Parks and Recreation director to be honored by Chamber


by A.C. Hall

It’s not easy to be universally beloved when you’re in city government, yet somehow White Settlement Parks and Recreation Director Richard Tharp seems to pull it off.  When it came time for the White Settlement Area Chamber of Commerce to name their Public Servant of the Year, Tharp was the clear choice.  Steve Groomer, a member of the Chamber committee who chose Tharp, spoke about what made them choose the Parks Director.  

“The public servant award is given to someone the committee feels goes above and beyond to serve White Settlement and the citizens of the city,” Groomer said.  “Rich’s tireless efforts to lead the Parks department and Animal Shelter have made him worthy of this award.  He and his crews maintain the city parks in top shape and he is always open to speak with council members, city board members or the public in general regarding their concerns and issues.”

Those who know Rich know he’s a humble man, and getting a humble man to talk about himself isn’t always easy.  When asked about his feelings on receiving the honor, Tharp was quick with a joke.

“I was completely surprised by the announcement, and I had to wonder if they had lowered their judging criteria this year,” Tharp joked.

He went on to share his true thoughts on the honor, saying it’s a very humbling thing.

“Honestly though, I was thinking there are a lot more deserving people of this selection than myself,” Tharp said.  “I am very honored and grateful to the community for being recognized this year for just doing what I love.”

In speaking to Tharp, it’s easy to figure out that thing he loves.  Tharp loves the outdoors.  You might expect that a man who spends every day working outside might relax in front of the television when he gets home, but Tharp lists his relaxing activities as boating, hiking, biking, and fishing.

“I usually find myself in a park somewhere on and off the clock,” Tharp said.

Tharp even turns park visiting into a work related exercise, frequenting parks and facilities in other cities to get an outsiders perspective on them.

“I have found that to be one of the best tools for learning what to look for, what to do differently, how to improve, et cetera,” Tharp said.

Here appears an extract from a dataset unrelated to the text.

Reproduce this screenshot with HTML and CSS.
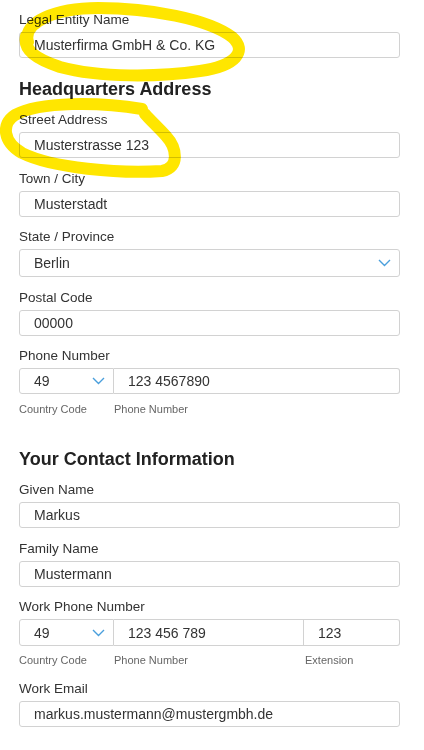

No one is shy about acknowledging the difficulty of Tharp’s job.  There’s even a running joke around City Hall about it.  On several occasions, city leaders joke with Tharp about nobody wanting to do the work he does maintaining and running the city’s many parks, as well as overseeing the animal shelter.  When asked about succeeding in a difficult position, Tharp is quick to point out he doesn’t work alone.

“If I have been successful at what I do it is most definitely due to the fact that I am surrounded by a lot of very talented people in different departments throughout the city working together to provide services back to the community,” Tharp said.  “White Settlement is certainly blessed with a great city staff of individuals with many different talents, abilities, and skills to offer.”

He also referenced his love of the outdoors as another reason the job suits him.

“I also really enjoy what I do, and that makes my job pretty easy most of the time,” Tharp said.  “I feel very fortunate to have a job that allows me to work in so many different areas and outlets of the parks and recreation industry, it definitely keeps it interesting.”

When asked to share some of his favorite memories and accomplishments, Tharp pointed to the transformation of Saddle Hills Park from a barely used area to a thriving disc golf course as something in the last few years he’s found exciting.

“We were able to take an underused and undeveloped park, and turn it into a destination for people to play disc golf,” Tharp said.  “In just a few short years, it is a heavily used neighborhood park area that provides leisure and organized recreational opportunities for the community.”

Tharp also talked about the many different parks and the many different activities that take place in them.

“I just like to see the parks being used and people enjoying them,” Tharp said.

Public servant doesn’t have a shiny or inspirational definition in the dictionary.  It’s defined as “A person who holds a government position by election or appointment.”  That’s not all it means to Tharp, however.

“It’s all about building valuable relationships and partnerships with residents, businesses, churches, and organizations to provide services, in the form of Parks and Recreation in my case, back to the community,” Tharp said.

As for what advice he’d give to someone wanting to be a public servant, Tharp shared this.

“It is a continual process each day, so you better enjoy the journey or you’re in for a mighty long ride.”

Rich Tharp will officially be honored as the Public Servant of the Year this Saturday night at the White Settlement Area Chamber of Commerce banquet.